The FCC just voted unanimously in favor of new obligations on voice over IP (VoIP) and broadband networks. Why the lack of outcry from opponents of regulation? The rules mandate backdoors for law enforcement to wiretap VoIP communications. Of all the policy issues VoIP raises, wiretapping is the least amenable to a reasoned and informed public debate. Yet that's exactly what we need.
On the one hand, it's hard to argue that law enforcement agencies shouldn't have the tools to do their jobs in the dangerous post-9/11 world. On the other hand, regulation is regulation, especially when it casts its shadow over nascent technologies.
The FCC isn't the villain here. Faced with an impossible situation, it is doing its best to draw a responsible line. Still, it's hard to feel comfortable with the Commission's latest pronouncement.
The Communications Assistance to Law Enforcement Act (CALEA) mandates that telecommunications carriers make their networks amenable to government wiretapping as they deploy new technologies. It forces carriers to modify their infrastructure, potentially at significant cost, to ensure that law enforcement can continue to obtain information such as the originating and terminating party of a call.
Passed back in 1994, CALEA says nothing about VoIP. It was focused on digital transmission technologies in the public switched telephone network, with Internet service providers and other information services expressly excluded. With VoIP deployment growing, though, it was a matter of time before law enforcement agencies sought to broaden their reach. The FBI and Department of Justice furiously lobbied to prevent the FCC from adopting its relatively deregulatory Free World Dialup and IP-Enabled Services decisions in February. When the Commission went ahead, they filed an emergency petition seeking to extend CALEA to VoIP.
The petition put FCC Chairman Michael Powell in an awkward position. As a George W. Bush appointee, former military officer, son of a Joint Chiefs of Staff Chairman, and the FCC's designated national security officer, in the midst of an election year where homeland security is a campaign issue, Michael Powell is not exactly in a position to thumb his nose at law enforcement interests. Yet Powell has made strong statements in favor of keeping VoIP services outside the scope of FCC regulation. He has led the charge to classify broadband access platforms as lightly regulated information services, which CALEA does not cover. He could see the dangers of an FCC ruling that could block deployment of everything from instant messaging services to online gaming networks, all of which would fall within a broad reading of CALEA. So Powell's FCC tried to craft with a compromise.

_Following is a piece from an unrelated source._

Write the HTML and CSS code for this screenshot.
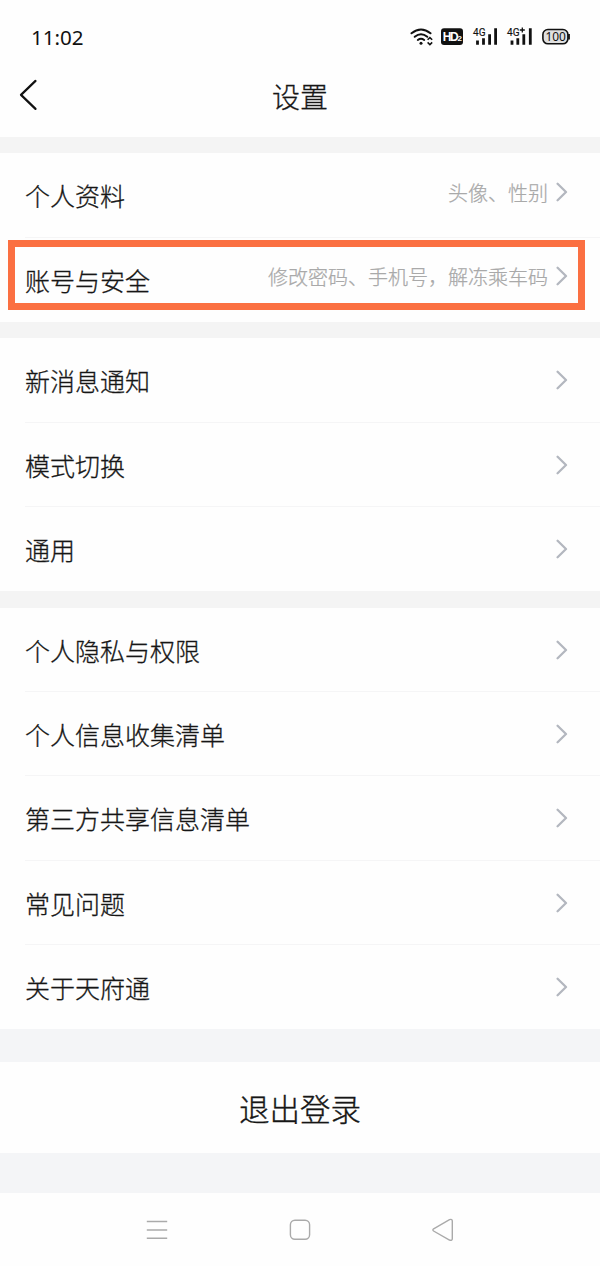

The Commission's proposed action would significantly expand the scope of CALEA obligations. For the first time, facilities-based broadband Internet access providers are required to comply with CALEA. So are "managed or mediated" VoIP services, like Vonage and AT&T's CallVantage. The statutory hook is that these are considered to be "a replacement for a substantial portion of the local exchange telephone service."
The FCC did its best to draw the line against unbounded regulatory expansion. "Unmanaged" or "disintermediated" VoIP offerings, which include Free World Dialup and instant messaging, are explicitly excluded. The Commission declined to enumerate what other new services might fall within the CALEA requirements, suggesting that the current list is all-inclusive.
At every point in its analysis, though, the FCC finds itself on shaky ground. Just what constitutes a "managed or mediated" VoIP offering, and what is to stop law enforcement from stretching those terms? How "substantial" a replacement does something have to be for telephone service to fall within CALEA's clutches? And isn't "substantial replacement" essentially the same as the "quacks like a duck" argument that proponents of pervasive VoIP regulation have long championed? How can something be "telecommunications" for some regulatory obligations and an unregulated "information service" for others? And what happens to global services like Skype that are predominantly peer-to-peer software but offer limited interconnection with the public switched telephone network?
Depending on how the courts, state regulators, and Congress react, we may well find that the FCC has made a bad situation worse. On the other hand, I'm at a loss to say how the Commission could have done much better. The political reality was that it had to issue a proposal granting law enforcement some access to VoIP communications. And the decade-old law didn't give it much leeway in crafting a decision that squares with today's technological reality.
The telecommunications industry has never denied its responsibility to cooperate with legitimate law enforcement efforts. At some point, though, the incremental costs of network modifications, both directly and in blocked innovation, will exceed the benefits in catching criminals. And let us not forget that wiretapping, though a legitimate tool, bumps up against Constitutional safeguards for individual liberty.
The Justice Department, VoIP providers, and public interest representatives need to do more to define the technical, law enforcement, and economic issues at stake. What are the real-world cases in which investigations have suffered because of technical difficulties with wiretapping? What exactly are the future scenarios law enforcement agencies are worried about?
Scare tactics like the unsupported concern that VoIP would become "a haven for criminals, terrorists, and spies," as one Justice Department official testified in June, aren't productive. The more information on the table, the easier it will be for policy-makers to make the appropriate judgments. And ultimately, Congress needs to re-examine CALEA, using data about the costs and benefits for compliance from the decade of experience in the conventional telephone world. This is one hot potato that shouldn't stay in the FCC's lap.